--- begin ---

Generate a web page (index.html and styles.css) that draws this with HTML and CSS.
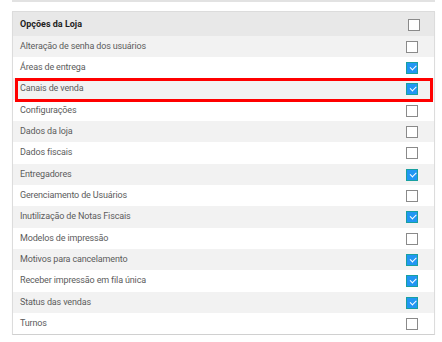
FILE: index.html
```html
<!DOCTYPE html>
<html lang="pt">
<head>
<meta charset="utf-8">
<link rel="stylesheet" href="styles.css">
</head>
<body>
<div class="page">
  <div class="prev-card"></div>
  <div class="card">
    <div class="row head">
      <span class="label">Opções da Loja</span>
      <span class="box"></span>
    </div>
    <div class="row odd"><span class="label">Alteração de senha dos usuários</span><span class="box"></span></div>
    <div class="row"><span class="label">Áreas de entrega</span><span class="box on"></span></div>
    <div class="row odd highlight"><span class="label">Canais de venda</span><span class="box on"></span><span class="mark"></span></div>
    <div class="row"><span class="label">Configurações</span><span class="box"></span></div>
    <div class="row odd"><span class="label">Dados da loja</span><span class="box"></span></div>
    <div class="row"><span class="label">Dados fiscais</span><span class="box"></span></div>
    <div class="row odd"><span class="label">Entregadores</span><span class="box on"></span></div>
    <div class="row"><span class="label">Gerenciamento de Usuários</span><span class="box"></span></div>
    <div class="row odd"><span class="label">Inutilização de Notas Fiscais</span><span class="box on"></span></div>
    <div class="row"><span class="label">Modelos de impressão</span><span class="box"></span></div>
    <div class="row odd"><span class="label">Motivos para cancelamento</span><span class="box on"></span></div>
    <div class="row"><span class="label">Receber impressão em fila única</span><span class="box on"></span></div>
    <div class="row odd"><span class="label">Status das vendas</span><span class="box on"></span></div>
    <div class="row"><span class="label">Turnos</span><span class="box"></span></div>
  </div>
</div>
</body>
</html>
```
FILE: styles.css
```css
* { box-sizing: border-box; }
html, body { margin: 0; padding: 0; background: #fff; }
body { font-family: Roboto, "Noto Sans", sans-serif; }
.page { padding-left: 12px; width: 435px; }
.prev-card { height: 2px; background: #e2e2e2; }
.card {
  margin-top: 9px;
  border: 1px solid #dcdcdc;
  border-bottom-color: #d0d0d0;
  box-shadow: 0 1px 1px rgba(0,0,0,0.06);
}
.row {
  position: relative;
  display: flex;
  align-items: center;
  justify-content: space-between;
  height: 21px;
  padding: 0 16px 0 7px;
  background: #fff;
}
.row:nth-child(3n+4) { height: 22px; }
.row.odd { background: #f2f2f2; }
.row.head {
  height: 24px;
  background: #e8e8e8;
  padding-right: 14px;
}
.label {
  font-size: 9px;
  line-height: 10px;
  color: #5c5c5c;
  letter-spacing: -0.15px;
  margin-top: -2px;
}
.head .label { font-weight: 700; color: #1e1e1e; margin-top: -1px; letter-spacing: 0; }
.box {
  width: 12px;
  height: 12px;
  border: 1.5px solid #8a8a8a;
  background: #fff;
  position: relative;
}
.head .box { margin-top: 1px; }
.box.on {
  background: #2196f3;
  border: 1px solid #18a0a0;
}
.box.on::after {
  content: "";
  position: absolute;
  left: 2.5px;
  top: 2px;
  width: 5px;
  height: 2.5px;
  border-left: 1.6px solid #fff;
  border-bottom: 1.6px solid #fff;
  transform: rotate(-45deg);
}
.mark {
  position: absolute;
  z-index: 2;
  left: 2px;
  right: 1px;
  top: 0;
  height: 24px;
  border: 3px solid #f00;
  pointer-events: none;
}
```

--- end ---

▸ The problem: Omit the pictures, and quote the material above exactly as given.

▸ Solution below:
Generate a web page (index.html and styles.css) that draws this with HTML and CSS.
FILE: index.html
```html
<!DOCTYPE html>
<html lang="pt">
<head>
<meta charset="utf-8">
<link rel="stylesheet" href="styles.css">
</head>
<body>
<div class="page">
  <div class="prev-card"></div>
  <div class="card">
    <div class="row head">
      <span class="label">Opções da Loja</span>
      <span class="box"></span>
    </div>
    <div class="row odd"><span class="label">Alteração de senha dos usuários</span><span class="box"></span></div>
    <div class="row"><span class="label">Áreas de entrega</span><span class="box on"></span></div>
    <div class="row odd highlight"><span class="label">Canais de venda</span><span class="box on"></span><span class="mark"></span></div>
    <div class="row"><span class="label">Configurações</span><span class="box"></span></div>
    <div class="row odd"><span class="label">Dados da loja</span><span class="box"></span></div>
    <div class="row"><span class="label">Dados fiscais</span><span class="box"></span></div>
    <div class="row odd"><span class="label">Entregadores</span><span class="box on"></span></div>
    <div class="row"><span class="label">Gerenciamento de Usuários</span><span class="box"></span></div>
    <div class="row odd"><span class="label">Inutilização de Notas Fiscais</span><span class="box on"></span></div>
    <div class="row"><span class="label">Modelos de impressão</span><span class="box"></span></div>
    <div class="row odd"><span class="label">Motivos para cancelamento</span><span class="box on"></span></div>
    <div class="row"><span class="label">Receber impressão em fila única</span><span class="box on"></span></div>
    <div class="row odd"><span class="label">Status das vendas</span><span class="box on"></span></div>
    <div class="row"><span class="label">Turnos</span><span class="box"></span></div>
  </div>
</div>
</body>
</html>
```
FILE: styles.css
```css
* { box-sizing: border-box; }
html, body { margin: 0; padding: 0; background: #fff; }
body { font-family: Roboto, "Noto Sans", sans-serif; }
.page { padding-left: 12px; width: 435px; }
.prev-card { height: 2px; background: #e2e2e2; }
.card {
  margin-top: 9px;
  border: 1px solid #dcdcdc;
  border-bottom-color: #d0d0d0;
  box-shadow: 0 1px 1px rgba(0,0,0,0.06);
}
.row {
  position: relative;
  display: flex;
  align-items: center;
  justify-content: space-between;
  height: 21px;
  padding: 0 16px 0 7px;
  background: #fff;
}
.row:nth-child(3n+4) { height: 22px; }
.row.odd { background: #f2f2f2; }
.row.head {
  height: 24px;
  background: #e8e8e8;
  padding-right: 14px;
}
.label {
  font-size: 9px;
  line-height: 10px;
  color: #5c5c5c;
  letter-spacing: -0.15px;
  margin-top: -2px;
}
.head .label { font-weight: 700; color: #1e1e1e; margin-top: -1px; letter-spacing: 0; }
.box {
  width: 12px;
  height: 12px;
  border: 1.5px solid #8a8a8a;
  background: #fff;
  position: relative;
}
.head .box { margin-top: 1px; }
.box.on {
  background: #2196f3;
  border: 1px solid #18a0a0;
}
.box.on::after {
  content: "";
  position: absolute;
  left: 2.5px;
  top: 2px;
  width: 5px;
  height: 2.5px;
  border-left: 1.6px solid #fff;
  border-bottom: 1.6px solid #fff;
  transform: rotate(-45deg);
}
.mark {
  position: absolute;
  z-index: 2;
  left: 2px;
  right: 1px;
  top: 0;
  height: 24px;
  border: 3px solid #f00;
  pointer-events: none;
}
```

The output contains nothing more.